A transformation of the consumption model
Part of the reason for the commitment to nuclear energy is based on the fact that renewable energy sources are underdeveloped and require more space to produce the same amount of energy as a power plant.
Bret explains that “to supply the world’s energy consumption with wind energy alone, it would take 20 times the size of Spain to cover a territory with windmills. To do it with solar, it would be the equivalent of twice the size of Spain, with solar panels. And this does not even take into account the losses from storage, which is necessary if these sources were to constitute 100% of the supply.”
“Sometimes people talk about geothermal energy, but that is only effective in volcanic areas. Regarding hydroelectricity, it is important to know that it has a ceiling that is given by the amount of mountains a country has, and the amount of rain that falls on them. Once you have recovered the energy from all the water that has fallen on your mountains during the year, you have reached the ceiling,” adds the professor.
The WEASC Co-Director points out that “if in achieving climate neutrality, we simultaneously endanger the future through other problem complexes, we will have gained little. The ‘Do no Harm’ principle is of utmost importance when it comes to securing the future. And nuclear waste is not compatible with ‘Do no Harm.’”

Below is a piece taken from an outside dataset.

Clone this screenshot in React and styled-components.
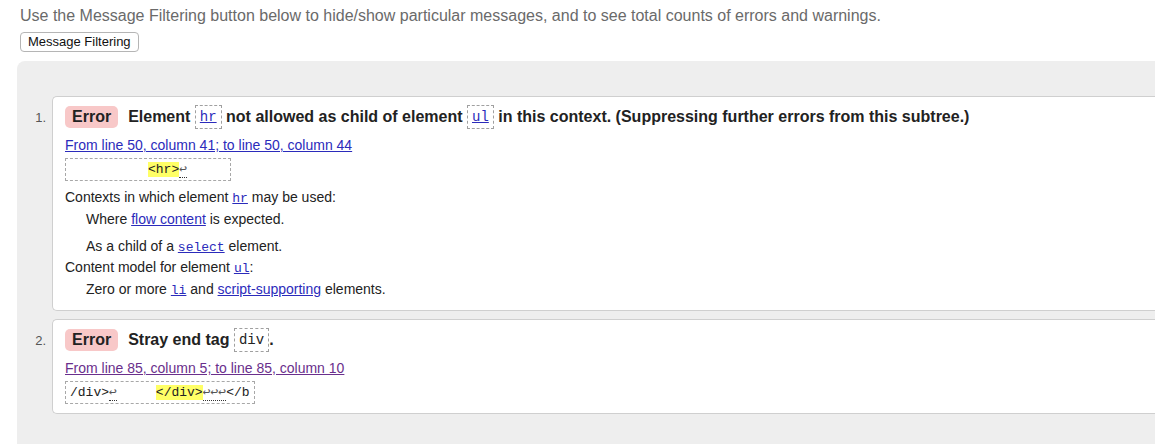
import React from 'react';
import styled, { createGlobalStyle } from 'styled-components';

const GlobalStyle = createGlobalStyle`
  html, body {
    margin: 0;
    padding: 0;
    background: #fff;
    font-family: "Liberation Sans", Arial, sans-serif;
    color: #222;
  }
`;

const Page = styled.div`
  padding: 7px 0 0 20px;
  height: 444px;
  overflow: hidden;
  box-sizing: border-box;
`;

const Intro = styled.p`
  margin: 0;
  font-size: 16px;
  line-height: 18px;
  color: #6a6a6a;
`;

const FilterButton = styled.button`
  margin-top: 7px;
  font-family: "Liberation Sans", Arial, sans-serif;
  font-size: 13px;
  line-height: 16px;
  color: #111;
  background: #fff;
  border: 1px solid #b5b5b5;
  border-radius: 4px;
  padding: 1px 7px 1px;
  display: block;
`;

const Panel = styled.div`
  margin: 9px 0 0 -3px;
  background: #eee;
  border-top-left-radius: 8px;
  padding: 35px 0 40px;
  min-height: 400px;
`;

const Messages = styled.ol`
  list-style: none;
  margin: 0;
  padding: 0;
`;

const Item = styled.li`
  display: flex;
  align-items: flex-start;
  margin-bottom: 8px;
`;

const Num = styled.span`
  width: 35px;
  box-sizing: border-box;
  padding: 14px 6px 0 0;
  text-align: right;
  font-size: 13px;
  line-height: 16px;
  color: #555;
  flex-shrink: 0;
`;

const Card = styled.div`
  flex: 1;
  background: #fff;
  border: 1px solid #cfcfcf;
  border-right: none;
  border-radius: 5px 0 0 5px;
  padding: 9px 12px ${(p) => p.$bottom}px;
`;

const Heading = styled.div`
  display: flex;
  align-items: center;
  height: 22px;
  font-size: 16px;
  font-weight: bold;
  color: #222;
  white-space: pre;
`;

const Badge = styled.span`
  background: #f8c8c8;
  border-radius: 5px;
  padding: 0 7px;
  height: 22px;
  line-height: 22px;
  margin-right: 10px;
`;

const Code = styled.code`
  font-family: "Liberation Mono", Consolas, monospace;
  font-weight: normal;
  font-size: 14px;
  line-height: 20px;
  border: 1px dashed #a0a0a0;
  padding: 1px 4px;
  color: #222;
`;

const CodeLink = styled.a`
  color: #2b2bbb;
  text-decoration: underline;
`;

const Location = styled.a`
  display: block;
  margin-top: 9px;
  font-size: 14px;
  line-height: 16px;
  color: ${(p) => (p.$visited ? '#6a2f8c' : '#2b2bbb')};
  text-decoration: underline;
`;

const Extract = styled.div`
  display: inline-block;
  margin-top: 5px;
  border: 1px dashed #a8a8a8;
  padding: 3px 4px;
  font-family: "Liberation Mono", Consolas, monospace;
  font-size: 13px;
  line-height: 15px;
  white-space: pre;
  color: #222;
`;

const Mark = styled.span`
  background: #ffff66;
`;

const Lf = styled.span`
  color: #555;
  border-bottom: 1px dotted #333;
`;

const Line = styled.div`
  font-size: 14px;
  line-height: 16px;
  height: 16px;
  color: #222;
  margin-top: ${(p) => p.$top}px;
  padding-left: ${(p) => (p.$indent ? 21 : 0)}px;
`;

const TextLink = styled.a`
  color: #2b2bbb;
  text-decoration: underline;
`;

const MonoLink = styled.a`
  font-family: "Liberation Mono", Consolas, monospace;
  font-size: 13px;
  line-height: 1;
  color: #2b2bbb;
  text-decoration: underline;
`;

export default function App() {
  return (
    <Page>
      <GlobalStyle />
      <Intro>
        Use the Message Filtering button below to hide/show particular messages, and to see total counts of errors and warnings.
      </Intro>
      <FilterButton>Message Filtering</FilterButton>
      <Panel>
        <Messages>
          <Item>
            <Num>1.</Num>
            <Card $bottom={13}>
              <Heading>
                <Badge>Error</Badge>
                {'Element '}<Code><CodeLink href="#">hr</CodeLink></Code>{' not allowed as child of element '}<Code><CodeLink href="#">ul</CodeLink></Code>{' in this context. (Suppressing further errors from this subtree.)'}
              </Heading>
              <Location href="#">From line 50, column 41; to line 50, column 44</Location>
              <Extract>{'          '}<Mark>{'<hr>'}</Mark><Lf>↩</Lf>{'     '}</Extract>
              <Line $top={8}>
                Contexts in which element <MonoLink href="#">hr</MonoLink> may be used:
              </Line>
              <Line $top={6} $indent>
                Where <TextLink href="#">flow content</TextLink> is expected.
              </Line>
              <Line $top={11} $indent>
                As a child of a <MonoLink href="#">select</MonoLink> element.
              </Line>
              <Line $top={5}>
                Content model for element <MonoLink href="#">ul</MonoLink>:
              </Line>
              <Line $top={6} $indent>
                Zero or more <MonoLink href="#">li</MonoLink> and <TextLink href="#">script-supporting</TextLink> elements.
              </Line>
            </Card>
          </Item>
          <Item>
            <Num>2.</Num>
            <Card $bottom={9}>
              <Heading>
                <Badge>Error</Badge>
                {'Stray end tag '}<Code>div</Code>.
              </Heading>
              <Location href="#" $visited>From line 85, column 5; to line 85, column 10</Location>
              <Extract>{'/div>'}<Lf>↩</Lf>{'     '}<Mark>{'</div>'}</Mark><Lf>↩↩↩</Lf>{'</b'}</Extract>
            </Card>
          </Item>
        </Messages>
      </Panel>
    </Page>
  );
}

“The EU should use the full force of its creativity and framework-setting competence to enable the implementation of the Green Deal and the achievement of climate protection goals through joint efforts towards a broad expansion of renewable energies throughout the Union,” underlines Boehning.
Wickham agrees that “we need to improve the efficiency of energy production, improving its use, for example in more efficient initial production, and better thermal insulation of buildings; investing massively in decentralised and local renewable energy; reducing consumption, massively limiting the use of fossil fuels for transport, producing food locally, thinking about how to reduce long commutes.”
“All this implies a rethinking of how we live, and this is difficult, as the world is now built on massive consumption of fossil fuels,” he concludes.